We shouldn’t be surprised when great leaders implode, when their inner lives cave in dramatic fashion. We should grieve, pray, and love, but we shouldn’t think ourselves better and we shouldn’t be caught off guard.
David, a man after God’s own heart, imploded spiritually, and this adversely impacted lots of lives in the process. Sadly, when leaders implode, they aren’t the only ones impacted. And if David, the king of Israel, can self-destruct—surely I can too. After all, I haven’t penned any psalms, expressed kindness to an enemy to the degree in which David expressed kindness to Saul, led God’s people into war and then worshiped, or killed the representative head of a pagan army. My leadership resume falls way short of David’s.
Yet we can learn from David’s internal implosion, a disaster that was externally expressed in adultery with Bathsheba, subsequent murder, and an elaborate cover-up. The first few verses of 2 Samuel 11 provides some insight. If you want to self-destruct as a leader, follow these simple principles:
1) Isolate yourself
David isolated himself. He sent all his men off to war, but he remained in Jerusalem (2 Samuel 11:1). Some servants remained with David, but not the men who would speak truth into his life, not the men who would challenge his soul.
If you only surround yourself with people who validate anything you want or desire, you’re actually isolated with merely the impression of community. Dietrich Bonhoeffer wrote, “Sin demands to have a man by himself,” and a leader can be by himself in the midst of others if he stops seeking or receiving counsel and correction from wise leaders.
2) Leave boredom unchecked
At other times in David’s life, he thought about the Lord through the watches of the night (Psalm 63:6). But not on the night he discovered Bathsheba. On that night he strolled around the roof, bored, looking for something—looking for something to capture his heart and attention (2 Samuel 11:2).

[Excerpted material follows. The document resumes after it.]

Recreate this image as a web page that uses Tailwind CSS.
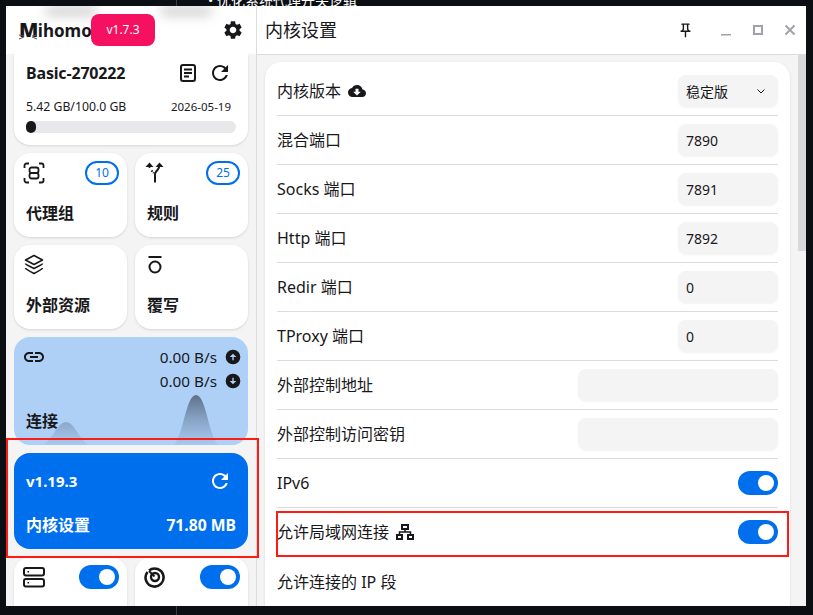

Blaise Pascal said, “All of humanity’s problems stem from man’s inability to sit quietly in a room alone.” When we lose our awe for God, when we are bored with Him, then something else, something less, will capture our hearts. If we sense our awe for Him waning, we are wise to do whatever we can to stir our affections for Him.
3) Think you are awesome
David reached a dangerous place in his leadership where he believed he was above some of his responsibilities. For example, it was spring, a time when kings go to war, but he stayed home. He knew Bathsheba was married, but it didn’t matter. He had grown accustomed to getting what he wanted, whenever he wanted it. Pride and entitlement grows like a cancer in our souls.
We are wise to ask the Lord to search our hearts. If isolation, boredom, or pride are taking root in your heart—by all means, repent now. Receive His grace and forgiveness. They are richer and deeper than all your sin.